[Front-end source files]
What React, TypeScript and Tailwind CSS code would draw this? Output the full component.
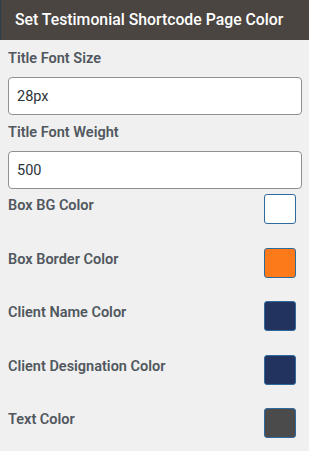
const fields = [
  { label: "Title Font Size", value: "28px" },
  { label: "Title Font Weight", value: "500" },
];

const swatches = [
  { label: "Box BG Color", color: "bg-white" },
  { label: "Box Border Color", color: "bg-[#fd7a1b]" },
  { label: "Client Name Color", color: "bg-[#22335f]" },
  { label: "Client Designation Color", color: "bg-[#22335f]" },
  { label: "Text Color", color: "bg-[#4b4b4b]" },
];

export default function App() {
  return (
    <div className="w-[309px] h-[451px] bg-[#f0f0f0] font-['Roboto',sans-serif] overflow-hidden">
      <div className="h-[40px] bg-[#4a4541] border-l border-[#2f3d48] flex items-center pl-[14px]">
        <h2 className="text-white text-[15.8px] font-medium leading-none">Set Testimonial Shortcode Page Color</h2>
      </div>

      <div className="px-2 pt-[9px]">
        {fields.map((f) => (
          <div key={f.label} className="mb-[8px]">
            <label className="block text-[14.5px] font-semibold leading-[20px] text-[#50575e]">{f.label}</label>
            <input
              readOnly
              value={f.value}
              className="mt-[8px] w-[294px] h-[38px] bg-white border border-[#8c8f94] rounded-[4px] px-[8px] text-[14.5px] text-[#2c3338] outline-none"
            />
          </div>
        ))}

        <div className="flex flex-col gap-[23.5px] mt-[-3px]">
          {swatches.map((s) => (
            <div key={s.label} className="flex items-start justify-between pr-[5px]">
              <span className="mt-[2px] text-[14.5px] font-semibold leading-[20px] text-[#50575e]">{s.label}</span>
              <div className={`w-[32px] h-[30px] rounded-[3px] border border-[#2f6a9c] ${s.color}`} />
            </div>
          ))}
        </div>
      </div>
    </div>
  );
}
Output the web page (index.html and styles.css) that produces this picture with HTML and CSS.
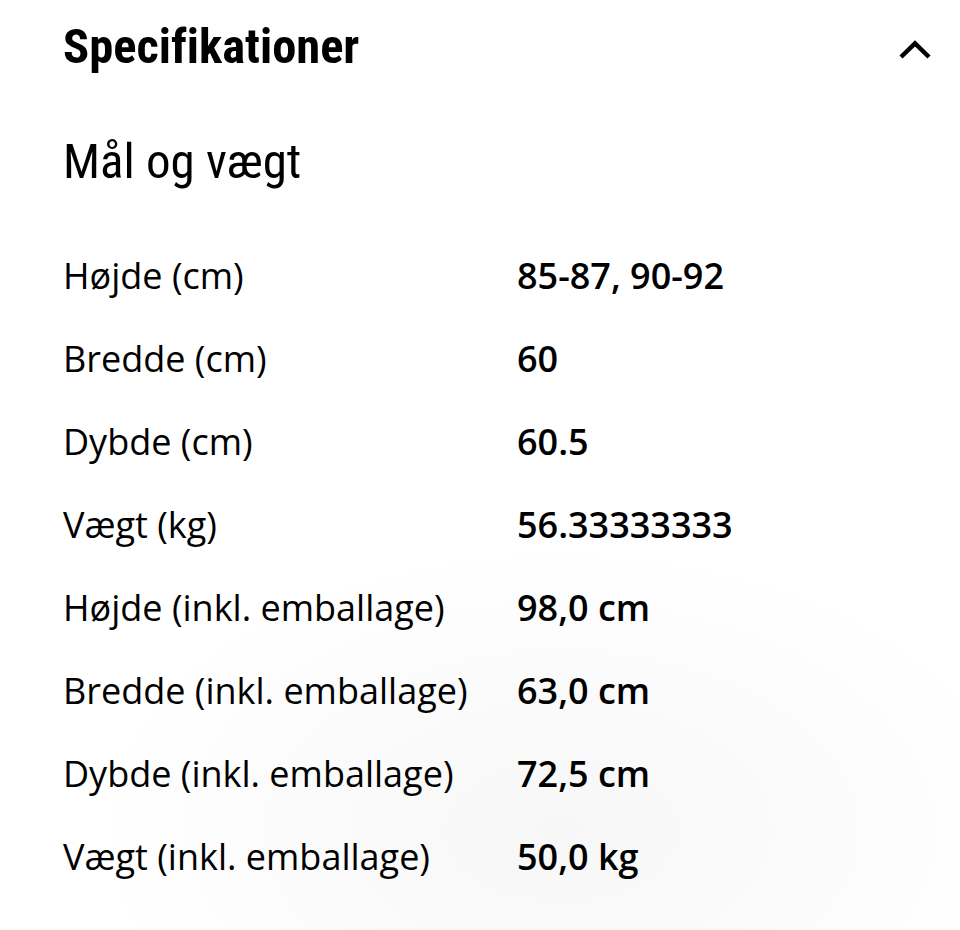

# SET TASK
Pictures are to be left out; repeat all the remaining data exactly.

# RESPONSE TO THIS TASK
What React, TypeScript and Tailwind CSS code would draw this? Output the full component.
const fields = [
  { label: "Title Font Size", value: "28px" },
  { label: "Title Font Weight", value: "500" },
];

const swatches = [
  { label: "Box BG Color", color: "bg-white" },
  { label: "Box Border Color", color: "bg-[#fd7a1b]" },
  { label: "Client Name Color", color: "bg-[#22335f]" },
  { label: "Client Designation Color", color: "bg-[#22335f]" },
  { label: "Text Color", color: "bg-[#4b4b4b]" },
];

export default function App() {
  return (
    <div className="w-[309px] h-[451px] bg-[#f0f0f0] font-['Roboto',sans-serif] overflow-hidden">
      <div className="h-[40px] bg-[#4a4541] border-l border-[#2f3d48] flex items-center pl-[14px]">
        <h2 className="text-white text-[15.8px] font-medium leading-none">Set Testimonial Shortcode Page Color</h2>
      </div>

      <div className="px-2 pt-[9px]">
        {fields.map((f) => (
          <div key={f.label} className="mb-[8px]">
            <label className="block text-[14.5px] font-semibold leading-[20px] text-[#50575e]">{f.label}</label>
            <input
              readOnly
              value={f.value}
              className="mt-[8px] w-[294px] h-[38px] bg-white border border-[#8c8f94] rounded-[4px] px-[8px] text-[14.5px] text-[#2c3338] outline-none"
            />
          </div>
        ))}

        <div className="flex flex-col gap-[23.5px] mt-[-3px]">
          {swatches.map((s) => (
            <div key={s.label} className="flex items-start justify-between pr-[5px]">
              <span className="mt-[2px] text-[14.5px] font-semibold leading-[20px] text-[#50575e]">{s.label}</span>
              <div className={`w-[32px] h-[30px] rounded-[3px] border border-[#2f6a9c] ${s.color}`} />
            </div>
          ))}
        </div>
      </div>
    </div>
  );
}
Output the web page (index.html and styles.css) that produces this picture with HTML and CSS.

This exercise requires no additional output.